This article was published in the March issue of Money magazine.
The tech-heavy Nasdaq index may be nearing its early-2000 levels, but the technology sector looks nothing like it did in the bubble years.
For starters, these shares are no longer absurdly valued. In fact, they trade at lower price/earnings ratios, based on projected profits, than the broad market. And many old-guard names are downright unloved, making them targets for value-minded investors.
Tech is also less volatile than most other sectors, which isn't that surprising since this group has matured and is now filled with conservatively run businesses. About 40% of the cash on the balance sheets of S&P 500 companies is now held by tech firms. And they are rewarding shareholders with that money. Forty-four of the 65 tech stocks in the S&P pay dividends, and 22 yield more than 2%.

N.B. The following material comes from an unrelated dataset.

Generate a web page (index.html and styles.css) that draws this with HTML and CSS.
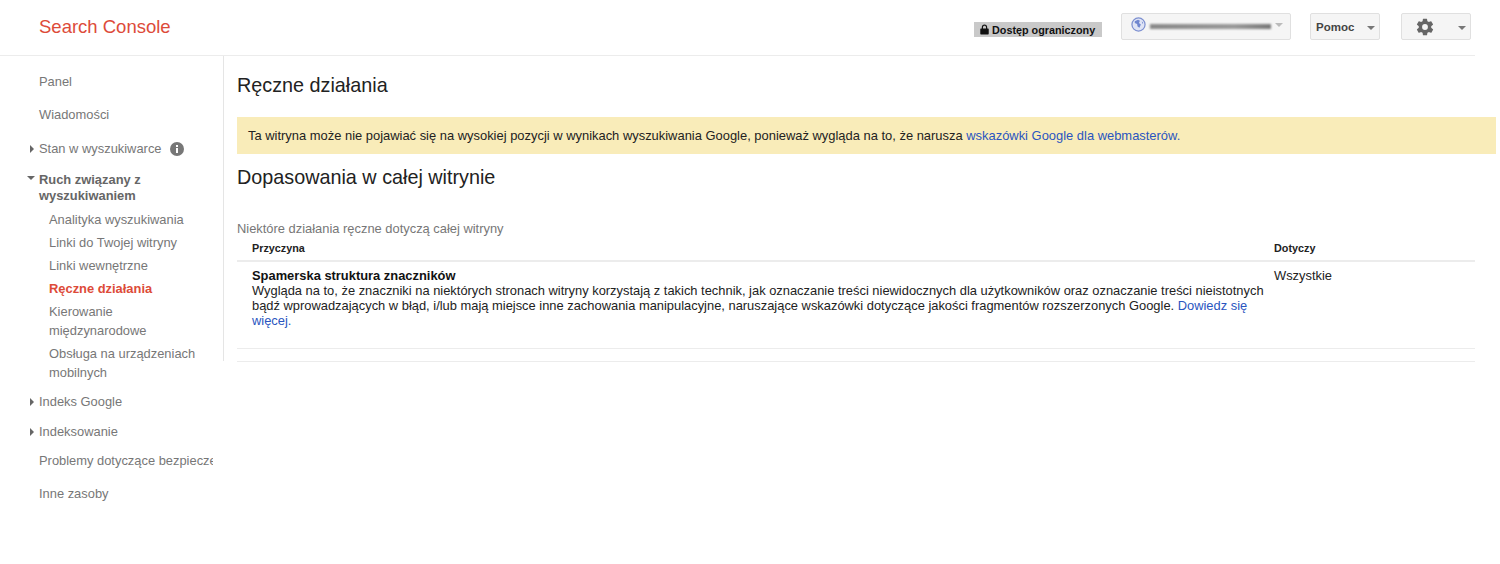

"Back in 1999, I never would have thought that some of the large techs would eventually look like widow-and-orphan stocks," says David Rolfe, manager of the RiverPark/Wedgewood Fund. He and other fund managers say the following shares are good bets for risk-averse investors:
Go with big tech
Cisco Systems (CSCO) is synonymous with the Internet, but its switching and routing business is no longer sizzling. Not a problem. Investors haven't been giving this tech giant enough credit for expanding into growth areas like networking gear for security, video, and wireless, says Patrick Kaser, a portfolio manager with Brandywine Global. Cisco is also pushing into IT services, where sales growth is stronger than in hardware. "This is a hated stock in a business that has not collapsed and has interesting opportunities," Kaser says.

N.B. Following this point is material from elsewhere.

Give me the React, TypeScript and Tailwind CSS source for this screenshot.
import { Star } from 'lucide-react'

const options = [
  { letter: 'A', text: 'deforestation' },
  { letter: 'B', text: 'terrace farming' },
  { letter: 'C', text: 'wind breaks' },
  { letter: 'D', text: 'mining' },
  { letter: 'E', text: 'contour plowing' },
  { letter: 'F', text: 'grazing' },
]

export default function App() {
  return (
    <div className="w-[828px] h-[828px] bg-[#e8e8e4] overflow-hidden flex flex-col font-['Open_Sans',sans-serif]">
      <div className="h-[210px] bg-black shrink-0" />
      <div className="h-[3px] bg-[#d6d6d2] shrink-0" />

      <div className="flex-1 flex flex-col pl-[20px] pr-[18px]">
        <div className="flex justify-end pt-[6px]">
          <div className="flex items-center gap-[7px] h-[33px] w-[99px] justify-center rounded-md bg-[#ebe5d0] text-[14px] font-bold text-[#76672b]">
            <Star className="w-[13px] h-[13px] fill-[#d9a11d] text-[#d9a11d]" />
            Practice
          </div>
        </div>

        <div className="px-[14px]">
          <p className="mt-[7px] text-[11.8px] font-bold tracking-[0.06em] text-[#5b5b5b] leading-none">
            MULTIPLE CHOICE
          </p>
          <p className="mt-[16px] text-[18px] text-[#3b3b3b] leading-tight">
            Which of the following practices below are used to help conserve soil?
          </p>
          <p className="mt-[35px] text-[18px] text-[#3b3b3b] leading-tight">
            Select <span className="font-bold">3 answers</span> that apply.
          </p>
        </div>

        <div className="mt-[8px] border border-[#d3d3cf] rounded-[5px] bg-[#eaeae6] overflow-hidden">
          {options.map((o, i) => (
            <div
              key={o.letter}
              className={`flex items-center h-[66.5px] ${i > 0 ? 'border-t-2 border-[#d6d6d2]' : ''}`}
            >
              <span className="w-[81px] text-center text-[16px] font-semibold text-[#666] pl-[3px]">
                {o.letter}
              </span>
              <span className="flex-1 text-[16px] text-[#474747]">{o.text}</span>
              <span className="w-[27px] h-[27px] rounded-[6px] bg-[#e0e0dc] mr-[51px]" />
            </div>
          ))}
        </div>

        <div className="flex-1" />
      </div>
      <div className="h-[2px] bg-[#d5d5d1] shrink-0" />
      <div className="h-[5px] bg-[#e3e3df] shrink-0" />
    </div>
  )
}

Microsoft (MSFT) is similarly unloved because investors feel that former CEO Steve Ballmer missed the boat on mobile. Overlooked is the company's steady and strong corporate business, where revenues from software sales for servers and data centers have been growing more than twice as fast as Microsoft's consumer business.

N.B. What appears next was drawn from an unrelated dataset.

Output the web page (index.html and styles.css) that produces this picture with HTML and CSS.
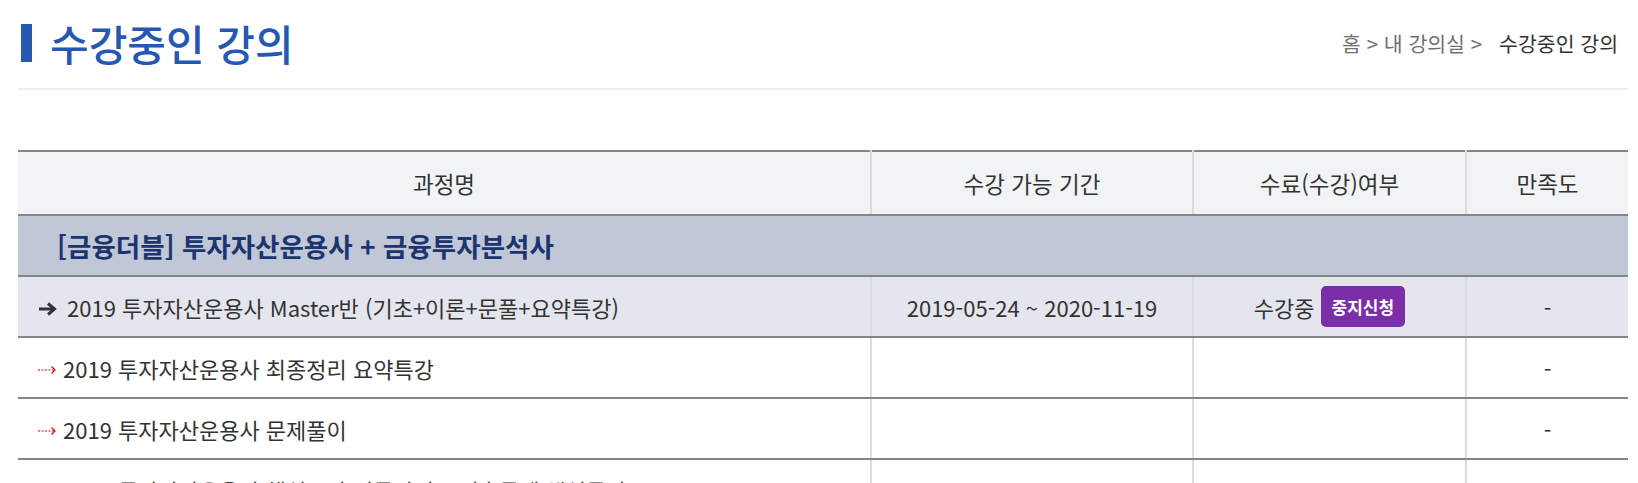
FILE: index.html
```html
<!DOCTYPE html>
<html lang="ko">
<head>
<meta charset="utf-8">
<title>수강중인 강의</title>
<link rel="stylesheet" href="styles.css">
</head>
<body>
<div class="page">
  <div class="page-head">
    <h1 class="page-title">수강중인 강의</h1>
    <div class="crumbs"><span class="crumb-path">홈 &gt; 내 강의실 &gt;</span><span class="crumb-current">수강중인 강의</span></div>
  </div>

  <table class="course-table">
    <colgroup>
      <col class="c-name"><col class="c-period"><col class="c-status"><col class="c-rate">
    </colgroup>
    <thead>
      <tr>
        <th>과정명</th>
        <th>수강 가능 기간</th>
        <th>수료(수강)여부</th>
        <th>만족도</th>
      </tr>
    </thead>
    <tbody>
      <tr class="group-row">
        <td class="group-name" colspan="4">[금융더블] 투자자산운용사 + 금융투자분석사</td>
      </tr>
      <tr class="main-row">
        <td class="name main-name"><svg class="arrow-main" width="19" height="14" viewBox="0 0 19 14"><path d="M1 7H15" stroke="#333" stroke-width="3" fill="none"/><path d="M10 1.5L16.5 7L10 12.5" stroke="#333" stroke-width="3" fill="none" stroke-linejoin="miter"/></svg>2019 투자자산운용사 Master반 (기초+이론+문풀+요약특강)</td>
        <td class="center">2019-05-24 ~ 2020-11-19</td>
        <td class="center"><span class="status">수강중</span><button class="stop-btn" type="button">중지신청</button></td>
        <td class="center">-</td>
      </tr>
      <tr>
        <td class="name"><svg class="arrow-sub" width="19" height="12" viewBox="0 0 19 12"><path d="M0 6H16" stroke="#d00" stroke-width="1.2" stroke-dasharray="2 1.5" fill="none"/><path d="M13.5 2.5L17 6L13.5 9.5" stroke="#d00" stroke-width="1.2" fill="none"/></svg>2019 투자자산운용사 최종정리 요약특강</td>
        <td></td><td></td>
        <td class="center">-</td>
      </tr>
      <tr>
        <td class="name"><svg class="arrow-sub" width="19" height="12" viewBox="0 0 19 12"><path d="M0 6H16" stroke="#d00" stroke-width="1.2" stroke-dasharray="2 1.5" fill="none"/><path d="M13.5 2.5L17 6L13.5 9.5" stroke="#d00" stroke-width="1.2" fill="none"/></svg>2019 투자자산운용사 문제풀이</td>
        <td></td><td></td>
        <td class="center">-</td>
      </tr>
      <tr>
        <td class="name"><svg class="arrow-sub" width="19" height="12" viewBox="0 0 19 12"><path d="M0 6H16" stroke="#d00" stroke-width="1.2" stroke-dasharray="2 1.5" fill="none"/><path d="M13.5 2.5L17 6L13.5 9.5" stroke="#d00" stroke-width="1.2" fill="none"/></svg>2019 투자자산운용사 핵심요약 이론강의 + 기출문제 해설특강</td>
        <td></td><td></td>
        <td class="center">-</td>
      </tr>
    </tbody>
  </table>
</div>
</body>
</html>
```

FILE: styles.css
```css
* { box-sizing: border-box; }
html, body { margin: 0; padding: 0; background: #fff; }
body {
  font-family: "Noto Sans CJK KR", "Noto Sans", sans-serif;
  color: #333;
}
.page {
  padding: 0 10px 0 18px;
}
.page-head {
  display: flex;
  align-items: center;
  justify-content: space-between;
  height: 90px;
  padding: 0 10px 2px 3px;
  border-bottom: 2px solid #ededed;
}
.page-title {
  margin: 0;
  display: flex;
  align-items: center;
  gap: 18px;
  font-size: 42px;
  font-weight: 500;
  color: #2458b3;
  line-height: 1;
}
.page-title::before {
  content: "";
  display: block;
  width: 11px;
  height: 38px;
  background: #2458b3;
}
.crumbs {
  font-size: 20.5px;
  display: flex;
  gap: 17px;
}
.crumb-path { color: #707070; }
.crumb-current { color: #333; }

.course-table {
  margin-top: 60px;
  width: 100%;
  border-collapse: collapse;
  table-layout: fixed;
  font-size: 22px;
}
.c-name { width: 853px; }
.c-period { width: 322px; }
.c-status { width: 273px; }
.course-table th,
.course-table td {
  height: 61px;
  padding: 0;
  border-bottom: 2px solid #858585;
  border-left: 2px solid #dcdcdc;
  vertical-align: middle;
}
.course-table th:first-child,
.course-table td:first-child { border-left: none; }
.course-table thead tr { border-top: 2px solid #858585; }
.course-table th {
  height: 64px;
  background: #f2f3f5;
  font-weight: 400;
  font-size: 22.5px;
  color: #333;
  text-align: center;
}
.group-row td { background: #c0c7d6; }
.group-name {
  padding-left: 39px !important;
  font-size: 26.5px;
  font-weight: 700;
  color: #1c3570;
  white-space: nowrap;
}
.main-row td { background: #e4e5ed; }
.name {
  padding-left: 20px !important;
  white-space: nowrap;
}
.main-name svg { margin-right: 10px; }
.arrow-main, .arrow-sub { vertical-align: middle; position: relative; top: -2px; }
.arrow-sub { margin-right: 6px; }
.center { text-align: center; }
.status { vertical-align: middle; }
.stop-btn {
  margin-left: 6px;
  vertical-align: middle;
  font-family: inherit;
  font-size: 17px;
  font-weight: 700;
  color: #fff;
  background: #7a2fa8;
  border: none;
  border-radius: 5px;
  padding: 0 11px;
  height: 41px;
}
```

Pat Becker Jr., president of Becker Capital Management, thinks Microsoft isn't too late to the cloud software party either. The company's cloud revenues doubled in its most recent quarter. It's that type of growth that helped Microsoft nearly double its dividends in the past four years.
Focus on low tech
Making hard drives isn't cutting-edge, but the industry is improving through consolidation. Seagate (STX), whose shares have benefited from this trend, clearly stands out.
Seagate's dividend yield, for instance, is double that of top rival Western Digital (WDC). While both stocks trade at a P/E of around 11, Seagate's expected earnings growth rate is substantially higher than Western Digital's. And that growth should remain solid as Seagate, which Kaser favors, enjoys increased demand for storage -- especially for tablets, other mobile devices, and servers to support cloud computing.